The new boards will accommodate bigger caps, but I can't think of any way that they wouldn't work just fine with any components that worked with the old boards.


Thanks but that really doesn't help me or other members who have been chasing availability of these boards for some time now....:( I, for one really need to know when. "some time in the future" just doesn't cut it for me. Also, I (and I suspect many other people) have already ordered components to fit the current design and are just waiting for boards - so a design change potentially really throws a stick in the spokes....:mad:
So first of all - please provide an estimate for having either the new design or re-run of the current design available. I need to decide whether I make my own boards - something I'd prefer not to do...
Sorry to sound grumpy but i'm tired of not knowing how to proceed.
thanks
 
Hi Daniel,

Thanks for your recommendation and will look into the NFB shunt cap for next mod! The original combination of 4.7uf input cap and 220uf NFB shunt cap, the bass is muddy and no layering on my speakers. Reducing the input cap, the details of the bass start to coming out but it is still too draggy for my taste. The roll off frequency is still around 1Hz plus with 1.53uf.

By reducing on board cap from 470uf + 100uf to 47uf + 2.2uf, the bass start to clock right to my speakers. It came out note by note with good layering and not disturb other instruments when all instruments come into play. This may possible due to increasing the charge and discharge rate of cap with smaller cap. (To increase the charge capacity I use high voltage rating 400V 47uf cap) This is purely my own preference.
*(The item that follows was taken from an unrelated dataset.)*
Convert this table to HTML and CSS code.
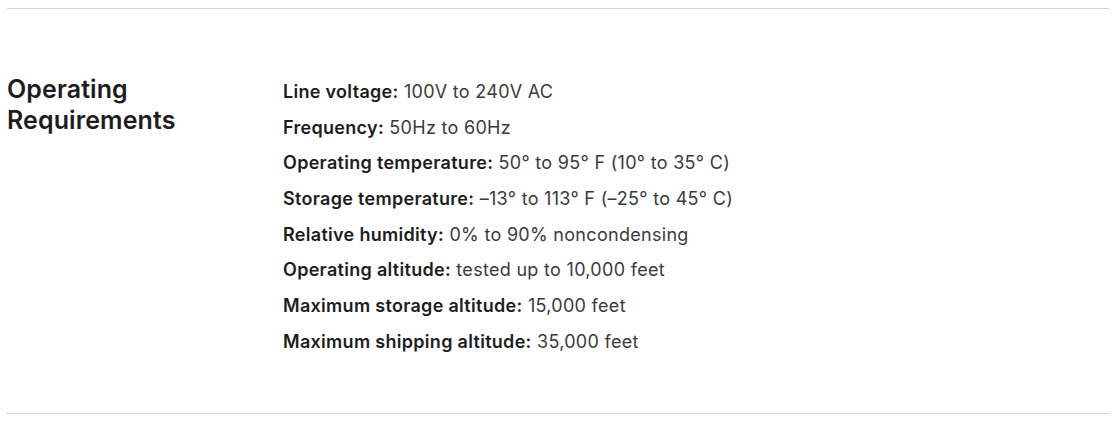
FILE: index.html
```html
<!DOCTYPE html>
<html lang="en">
<head>
<meta charset="utf-8">
<title>Operating Requirements</title>
<link rel="stylesheet" href="styles.css">
</head>
<body>
<section class="spec">
  <h2 class="spec-title">Operating<br>Requirements</h2>
  <ul class="spec-list">
    <li><strong>Line voltage:</strong> 100V to 240V AC</li>
    <li><strong>Frequency:</strong> 50Hz to 60Hz</li>
    <li><strong>Operating temperature:</strong> 50° to 95° F (10° to 35° C)</li>
    <li><strong>Storage temperature:</strong> –13° to 113° F (–25° to 45° C)</li>
    <li><strong>Relative humidity:</strong> 0% to 90% noncondensing</li>
    <li><strong>Operating altitude:</strong> tested up to 10,000 feet</li>
    <li><strong>Maximum storage altitude:</strong> 15,000 feet</li>
    <li><strong>Maximum shipping altitude:</strong> 35,000 feet</li>
  </ul>
</section>
</body>
</html>
```

FILE: styles.css
```css
html, body {
  margin: 0;
  padding: 0;
  background: #fff;
}
body {
  font-family: Inter, "Noto Sans", sans-serif;
  color: #1d1d1f;
}
.spec {
  margin: 8px 7px 0 7px;
  border-top: 1px solid #d2d2d7;
  border-bottom: 1px solid #d2d2d7;
  display: grid;
  grid-template-columns: 276px 1fr;
  padding: 70px 0 58px 0;
}
.spec-title {
  margin: 0;
  margin-top: -5px;
  font-size: 25px;
  line-height: 31px;
  font-weight: 600;
  letter-spacing: 0.1px;
  color: #1d1d1f;
}
.spec-list {
  list-style: none;
  margin: 0;
  padding: 0;
  display: flex;
  flex-direction: column;
  gap: 9.7px;
}
.spec-list li {
  font-size: 18px;
  line-height: 26px;
  letter-spacing: 0.3px;
  color: #3a3a3d;
  font-weight: 400;
}
.spec-list strong {
  font-weight: 600;
  color: #1d1d1f;
}
```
I enjoy Honey Badger even with the original setting. :)

James

Bigger input cap = warmer/distortion
Smaller input cap = clearer/colder and less low pitches
Smaller NFB-shunt cap = warmer/distortion
Bigger NFB-shunt cap = clearer/colder and better quality lowest pitches
*The above adjusts bass harmonic balance, but if you want to adjust bass roll off then:
Bigger input cap+Bigger NFB-shunt cap = deeper

for indoor or general purpose use, I suggest 440uF for clearer low pitches.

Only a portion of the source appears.